=== AIM OF THE TASK ===
Repeat, exactly and in full, the lines of the listing below, but without any pictures.

▬▬▬▬▬▬

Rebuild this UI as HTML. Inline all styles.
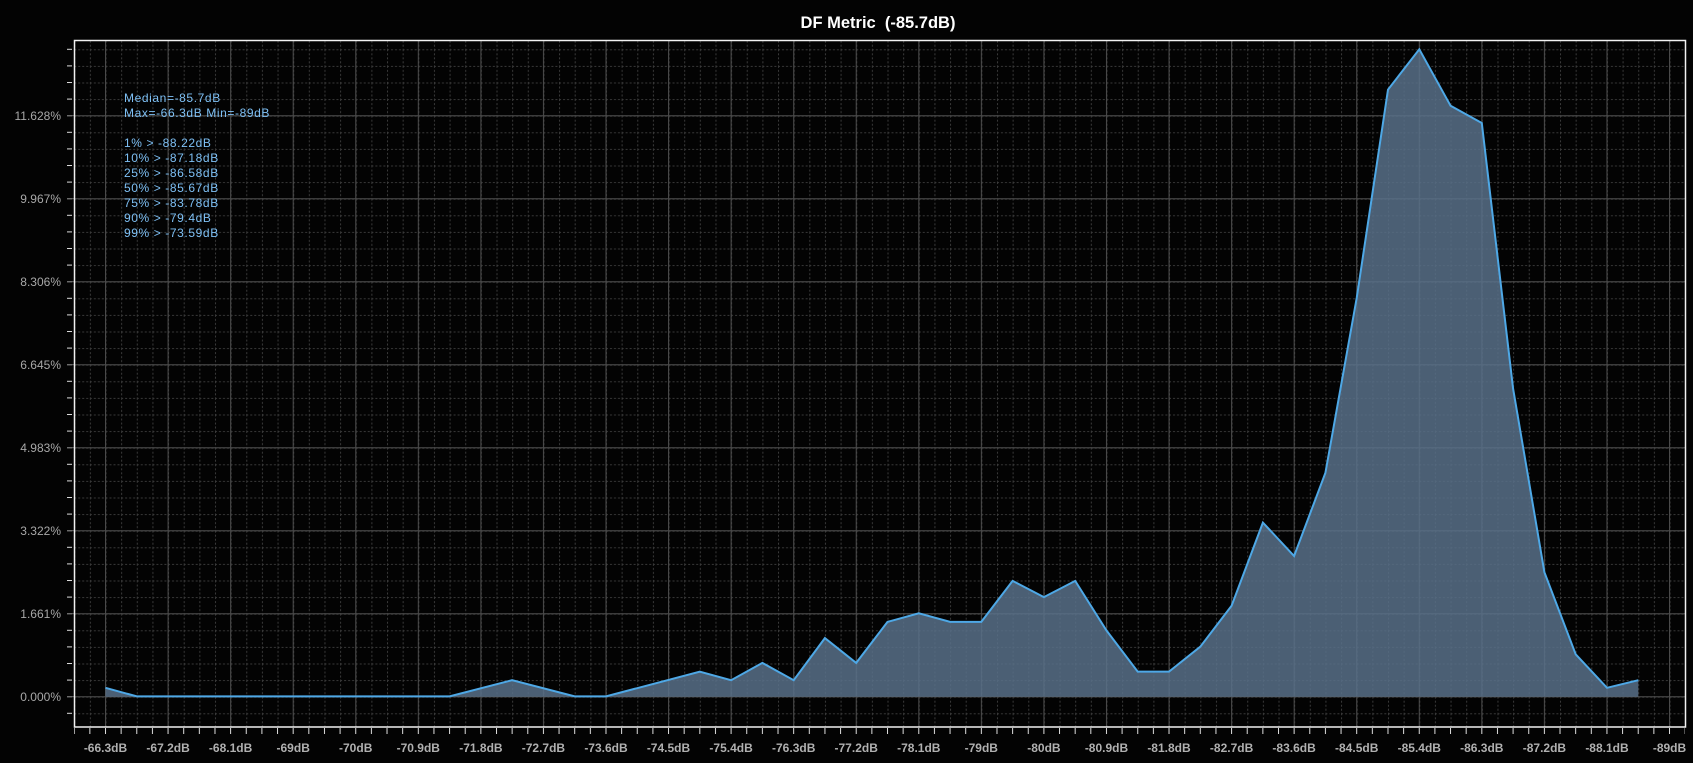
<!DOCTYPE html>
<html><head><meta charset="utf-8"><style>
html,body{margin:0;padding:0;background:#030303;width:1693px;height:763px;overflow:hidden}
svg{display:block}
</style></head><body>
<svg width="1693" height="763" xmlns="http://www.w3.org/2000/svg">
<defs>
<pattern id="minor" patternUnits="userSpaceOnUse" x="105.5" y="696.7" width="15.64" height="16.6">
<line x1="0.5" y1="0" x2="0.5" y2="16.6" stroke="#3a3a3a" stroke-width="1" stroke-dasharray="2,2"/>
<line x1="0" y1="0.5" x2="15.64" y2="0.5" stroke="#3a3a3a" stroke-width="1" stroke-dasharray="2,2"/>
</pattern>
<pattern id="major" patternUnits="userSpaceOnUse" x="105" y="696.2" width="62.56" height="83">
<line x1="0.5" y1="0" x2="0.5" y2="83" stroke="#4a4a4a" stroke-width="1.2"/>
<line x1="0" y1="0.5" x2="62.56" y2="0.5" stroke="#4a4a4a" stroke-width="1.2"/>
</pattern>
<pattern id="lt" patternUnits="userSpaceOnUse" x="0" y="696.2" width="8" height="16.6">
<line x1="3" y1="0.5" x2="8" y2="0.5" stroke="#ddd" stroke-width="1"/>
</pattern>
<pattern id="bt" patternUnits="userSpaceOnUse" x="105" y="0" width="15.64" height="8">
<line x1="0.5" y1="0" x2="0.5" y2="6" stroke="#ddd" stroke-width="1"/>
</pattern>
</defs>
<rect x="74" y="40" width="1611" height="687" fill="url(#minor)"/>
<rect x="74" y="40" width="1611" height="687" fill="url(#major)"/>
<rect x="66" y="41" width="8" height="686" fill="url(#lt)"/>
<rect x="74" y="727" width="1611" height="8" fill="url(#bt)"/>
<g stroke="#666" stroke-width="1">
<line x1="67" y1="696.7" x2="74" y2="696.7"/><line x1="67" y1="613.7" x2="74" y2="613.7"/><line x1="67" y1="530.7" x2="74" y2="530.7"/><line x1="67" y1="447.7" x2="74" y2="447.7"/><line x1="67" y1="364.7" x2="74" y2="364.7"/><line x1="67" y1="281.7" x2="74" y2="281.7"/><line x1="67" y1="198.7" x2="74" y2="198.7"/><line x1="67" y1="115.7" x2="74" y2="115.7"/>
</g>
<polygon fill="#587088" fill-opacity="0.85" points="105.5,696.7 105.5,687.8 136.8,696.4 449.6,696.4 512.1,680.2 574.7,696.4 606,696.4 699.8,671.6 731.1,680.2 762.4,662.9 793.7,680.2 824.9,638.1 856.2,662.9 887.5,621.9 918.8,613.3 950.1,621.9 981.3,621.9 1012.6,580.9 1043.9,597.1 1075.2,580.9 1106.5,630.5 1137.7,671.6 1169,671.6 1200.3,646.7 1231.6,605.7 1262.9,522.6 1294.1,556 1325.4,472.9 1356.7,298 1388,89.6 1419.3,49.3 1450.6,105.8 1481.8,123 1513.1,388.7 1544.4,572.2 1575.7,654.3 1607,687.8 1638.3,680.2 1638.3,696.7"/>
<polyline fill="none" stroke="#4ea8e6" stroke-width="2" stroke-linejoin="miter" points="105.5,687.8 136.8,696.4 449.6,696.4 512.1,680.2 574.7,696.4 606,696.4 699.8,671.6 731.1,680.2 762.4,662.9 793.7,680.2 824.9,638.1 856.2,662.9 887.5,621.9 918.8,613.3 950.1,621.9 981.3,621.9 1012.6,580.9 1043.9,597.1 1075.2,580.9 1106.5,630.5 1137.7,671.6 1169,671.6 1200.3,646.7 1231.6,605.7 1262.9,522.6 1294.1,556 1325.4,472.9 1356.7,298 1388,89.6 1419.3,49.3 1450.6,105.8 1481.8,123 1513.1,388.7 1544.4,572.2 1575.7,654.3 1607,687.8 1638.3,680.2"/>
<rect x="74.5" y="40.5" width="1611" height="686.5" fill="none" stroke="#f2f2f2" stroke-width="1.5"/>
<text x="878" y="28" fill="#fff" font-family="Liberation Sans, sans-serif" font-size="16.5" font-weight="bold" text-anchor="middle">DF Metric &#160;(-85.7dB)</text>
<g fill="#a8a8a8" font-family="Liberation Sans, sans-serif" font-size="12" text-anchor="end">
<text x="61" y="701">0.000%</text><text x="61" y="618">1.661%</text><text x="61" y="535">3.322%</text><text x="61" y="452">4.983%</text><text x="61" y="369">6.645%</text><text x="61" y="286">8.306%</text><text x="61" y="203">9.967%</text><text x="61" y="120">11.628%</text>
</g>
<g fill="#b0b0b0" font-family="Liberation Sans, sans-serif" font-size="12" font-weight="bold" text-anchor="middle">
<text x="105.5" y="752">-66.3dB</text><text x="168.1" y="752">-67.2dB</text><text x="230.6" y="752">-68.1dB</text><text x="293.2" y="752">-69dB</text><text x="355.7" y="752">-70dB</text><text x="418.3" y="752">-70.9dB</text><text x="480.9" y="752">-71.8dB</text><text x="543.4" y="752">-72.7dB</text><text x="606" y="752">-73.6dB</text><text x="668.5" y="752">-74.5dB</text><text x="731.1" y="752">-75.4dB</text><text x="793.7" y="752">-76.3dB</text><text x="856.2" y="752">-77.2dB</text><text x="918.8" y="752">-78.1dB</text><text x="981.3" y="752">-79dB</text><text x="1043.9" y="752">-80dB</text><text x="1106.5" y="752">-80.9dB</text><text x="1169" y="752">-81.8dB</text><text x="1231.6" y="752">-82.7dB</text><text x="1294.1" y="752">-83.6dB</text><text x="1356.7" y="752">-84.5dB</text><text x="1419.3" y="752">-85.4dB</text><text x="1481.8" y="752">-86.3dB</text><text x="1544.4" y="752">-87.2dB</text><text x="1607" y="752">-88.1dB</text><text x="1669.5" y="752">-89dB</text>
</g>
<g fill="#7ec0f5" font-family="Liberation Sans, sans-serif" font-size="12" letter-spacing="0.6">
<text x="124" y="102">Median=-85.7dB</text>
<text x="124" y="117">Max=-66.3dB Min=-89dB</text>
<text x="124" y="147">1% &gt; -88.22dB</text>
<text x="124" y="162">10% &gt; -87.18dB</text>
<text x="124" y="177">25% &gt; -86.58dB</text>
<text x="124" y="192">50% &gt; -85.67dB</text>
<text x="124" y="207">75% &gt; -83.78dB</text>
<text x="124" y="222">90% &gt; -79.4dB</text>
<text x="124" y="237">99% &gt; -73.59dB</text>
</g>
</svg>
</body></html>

▬▬▬▬▬▬

=== EXERCISE RESULT ===
Rebuild this UI as HTML. Inline all styles.
<!DOCTYPE html>
<html><head><meta charset="utf-8"><style>
html,body{margin:0;padding:0;background:#030303;width:1693px;height:763px;overflow:hidden}
svg{display:block}
</style></head><body>
<svg width="1693" height="763" xmlns="http://www.w3.org/2000/svg">
<defs>
<pattern id="minor" patternUnits="userSpaceOnUse" x="105.5" y="696.7" width="15.64" height="16.6">
<line x1="0.5" y1="0" x2="0.5" y2="16.6" stroke="#3a3a3a" stroke-width="1" stroke-dasharray="2,2"/>
<line x1="0" y1="0.5" x2="15.64" y2="0.5" stroke="#3a3a3a" stroke-width="1" stroke-dasharray="2,2"/>
</pattern>
<pattern id="major" patternUnits="userSpaceOnUse" x="105" y="696.2" width="62.56" height="83">
<line x1="0.5" y1="0" x2="0.5" y2="83" stroke="#4a4a4a" stroke-width="1.2"/>
<line x1="0" y1="0.5" x2="62.56" y2="0.5" stroke="#4a4a4a" stroke-width="1.2"/>
</pattern>
<pattern id="lt" patternUnits="userSpaceOnUse" x="0" y="696.2" width="8" height="16.6">
<line x1="3" y1="0.5" x2="8" y2="0.5" stroke="#ddd" stroke-width="1"/>
</pattern>
<pattern id="bt" patternUnits="userSpaceOnUse" x="105" y="0" width="15.64" height="8">
<line x1="0.5" y1="0" x2="0.5" y2="6" stroke="#ddd" stroke-width="1"/>
</pattern>
</defs>
<rect x="74" y="40" width="1611" height="687" fill="url(#minor)"/>
<rect x="74" y="40" width="1611" height="687" fill="url(#major)"/>
<rect x="66" y="41" width="8" height="686" fill="url(#lt)"/>
<rect x="74" y="727" width="1611" height="8" fill="url(#bt)"/>
<g stroke="#666" stroke-width="1">
<line x1="67" y1="696.7" x2="74" y2="696.7"/><line x1="67" y1="613.7" x2="74" y2="613.7"/><line x1="67" y1="530.7" x2="74" y2="530.7"/><line x1="67" y1="447.7" x2="74" y2="447.7"/><line x1="67" y1="364.7" x2="74" y2="364.7"/><line x1="67" y1="281.7" x2="74" y2="281.7"/><line x1="67" y1="198.7" x2="74" y2="198.7"/><line x1="67" y1="115.7" x2="74" y2="115.7"/>
</g>
<polygon fill="#587088" fill-opacity="0.85" points="105.5,696.7 105.5,687.8 136.8,696.4 449.6,696.4 512.1,680.2 574.7,696.4 606,696.4 699.8,671.6 731.1,680.2 762.4,662.9 793.7,680.2 824.9,638.1 856.2,662.9 887.5,621.9 918.8,613.3 950.1,621.9 981.3,621.9 1012.6,580.9 1043.9,597.1 1075.2,580.9 1106.5,630.5 1137.7,671.6 1169,671.6 1200.3,646.7 1231.6,605.7 1262.9,522.6 1294.1,556 1325.4,472.9 1356.7,298 1388,89.6 1419.3,49.3 1450.6,105.8 1481.8,123 1513.1,388.7 1544.4,572.2 1575.7,654.3 1607,687.8 1638.3,680.2 1638.3,696.7"/>
<polyline fill="none" stroke="#4ea8e6" stroke-width="2" stroke-linejoin="miter" points="105.5,687.8 136.8,696.4 449.6,696.4 512.1,680.2 574.7,696.4 606,696.4 699.8,671.6 731.1,680.2 762.4,662.9 793.7,680.2 824.9,638.1 856.2,662.9 887.5,621.9 918.8,613.3 950.1,621.9 981.3,621.9 1012.6,580.9 1043.9,597.1 1075.2,580.9 1106.5,630.5 1137.7,671.6 1169,671.6 1200.3,646.7 1231.6,605.7 1262.9,522.6 1294.1,556 1325.4,472.9 1356.7,298 1388,89.6 1419.3,49.3 1450.6,105.8 1481.8,123 1513.1,388.7 1544.4,572.2 1575.7,654.3 1607,687.8 1638.3,680.2"/>
<rect x="74.5" y="40.5" width="1611" height="686.5" fill="none" stroke="#f2f2f2" stroke-width="1.5"/>
<text x="878" y="28" fill="#fff" font-family="Liberation Sans, sans-serif" font-size="16.5" font-weight="bold" text-anchor="middle">DF Metric &#160;(-85.7dB)</text>
<g fill="#a8a8a8" font-family="Liberation Sans, sans-serif" font-size="12" text-anchor="end">
<text x="61" y="701">0.000%</text><text x="61" y="618">1.661%</text><text x="61" y="535">3.322%</text><text x="61" y="452">4.983%</text><text x="61" y="369">6.645%</text><text x="61" y="286">8.306%</text><text x="61" y="203">9.967%</text><text x="61" y="120">11.628%</text>
</g>
<g fill="#b0b0b0" font-family="Liberation Sans, sans-serif" font-size="12" font-weight="bold" text-anchor="middle">
<text x="105.5" y="752">-66.3dB</text><text x="168.1" y="752">-67.2dB</text><text x="230.6" y="752">-68.1dB</text><text x="293.2" y="752">-69dB</text><text x="355.7" y="752">-70dB</text><text x="418.3" y="752">-70.9dB</text><text x="480.9" y="752">-71.8dB</text><text x="543.4" y="752">-72.7dB</text><text x="606" y="752">-73.6dB</text><text x="668.5" y="752">-74.5dB</text><text x="731.1" y="752">-75.4dB</text><text x="793.7" y="752">-76.3dB</text><text x="856.2" y="752">-77.2dB</text><text x="918.8" y="752">-78.1dB</text><text x="981.3" y="752">-79dB</text><text x="1043.9" y="752">-80dB</text><text x="1106.5" y="752">-80.9dB</text><text x="1169" y="752">-81.8dB</text><text x="1231.6" y="752">-82.7dB</text><text x="1294.1" y="752">-83.6dB</text><text x="1356.7" y="752">-84.5dB</text><text x="1419.3" y="752">-85.4dB</text><text x="1481.8" y="752">-86.3dB</text><text x="1544.4" y="752">-87.2dB</text><text x="1607" y="752">-88.1dB</text><text x="1669.5" y="752">-89dB</text>
</g>
<g fill="#7ec0f5" font-family="Liberation Sans, sans-serif" font-size="12" letter-spacing="0.6">
<text x="124" y="102">Median=-85.7dB</text>
<text x="124" y="117">Max=-66.3dB Min=-89dB</text>
<text x="124" y="147">1% &gt; -88.22dB</text>
<text x="124" y="162">10% &gt; -87.18dB</text>
<text x="124" y="177">25% &gt; -86.58dB</text>
<text x="124" y="192">50% &gt; -85.67dB</text>
<text x="124" y="207">75% &gt; -83.78dB</text>
<text x="124" y="222">90% &gt; -79.4dB</text>
<text x="124" y="237">99% &gt; -73.59dB</text>
</g>
</svg>
</body></html>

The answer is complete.